From 1981 until his appointment as government spokesman in 2003, he practised law from his own law firm in Nicosia. From 2003, when Tassos Papadopoulos became President of Cyprus, he was the government spokesman until 2006.

Chrysostomides left this post in 2006 in order to take part in the parliamentary elections of 2006 as a result of which he became a member of the House of Representatives (Cyprus) where he served until March 2008, when he was appointed Minister of Justice and Public Order. He resigned from this post in December 2008 in an act of dignity and assumption of political responsibility following the escape of a convict from the Cyprus Central Prison. At the time, his resignation, was widely acclaimed and praised.

In 1998 he established the movement "Epalxis Anasiggrotisis Kentrou" (’Επαλξη Ανασυγκρότησης Κέντρου): Political Grouping for the Restructure of the Centre. In 2006, he cooperated with AKEL Left-New Powers for the 2006 Cypriot legislative election. During those elections he was elected AKEL Left-New Powers member in the House of Representatives of Cyprus.

Chrysostomides always maintained an avid interest in public affairs and became politically active in the progressive and democratic centre. He has also been involved in the scientific and social life in Cyprus. He was the president of the Political Grouping for the Restructure of the Centre, which was established in 1998.
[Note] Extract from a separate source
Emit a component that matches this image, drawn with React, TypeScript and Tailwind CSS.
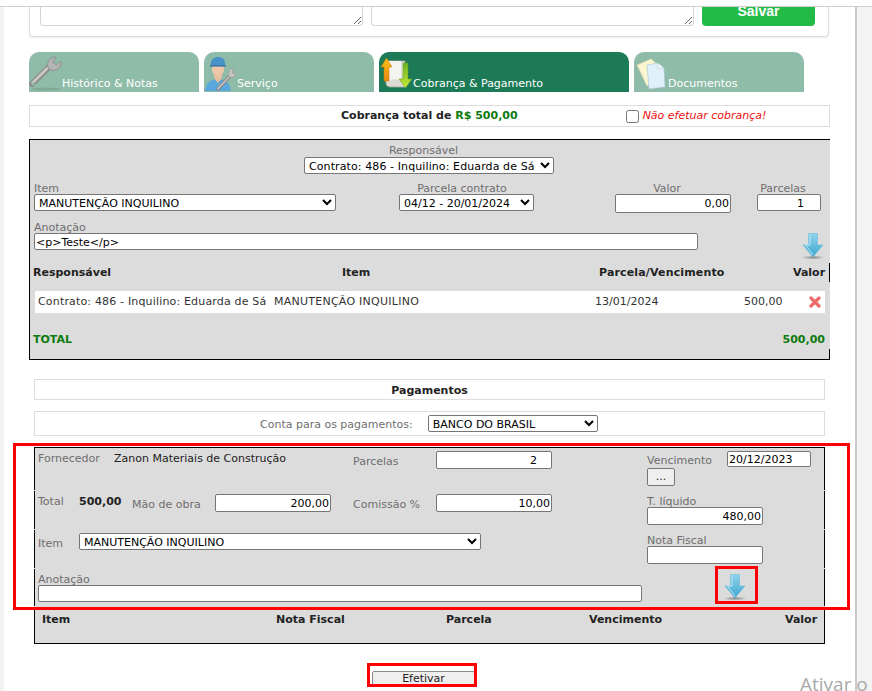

Chrysostomides was a founding member of the Consumers’ Association, a member of the Association of Sciences, of the Greek Civilization Association and of the Historic Studies Association. He was the president of the Cyprus Institute of Political Research and European Affairs, which closely cooperates with various scientific institutions of Greece and elsewhere. He was also a member of the International Association of International Law, the Greek Institute of International Law, the International Law Association as well as other International Organizations.

Chrysostomides was a member of the International Chamber of Commerce International Court of Arbitration (ICC) for two consecutive terms, until June 2018. He was a member of the ICC Commission on Arbitration and Alternative Dispute Resolution (ADR), serving his second term.

In 2020, he was awarded the Cyprus Business Leader Award by the Cyprus Chamber of Commerce and Industry.

Personal life 
Chrysostomides married lawyer Eleni G. Polyviou in 1974. They had two daughters, Daphne and Georgia.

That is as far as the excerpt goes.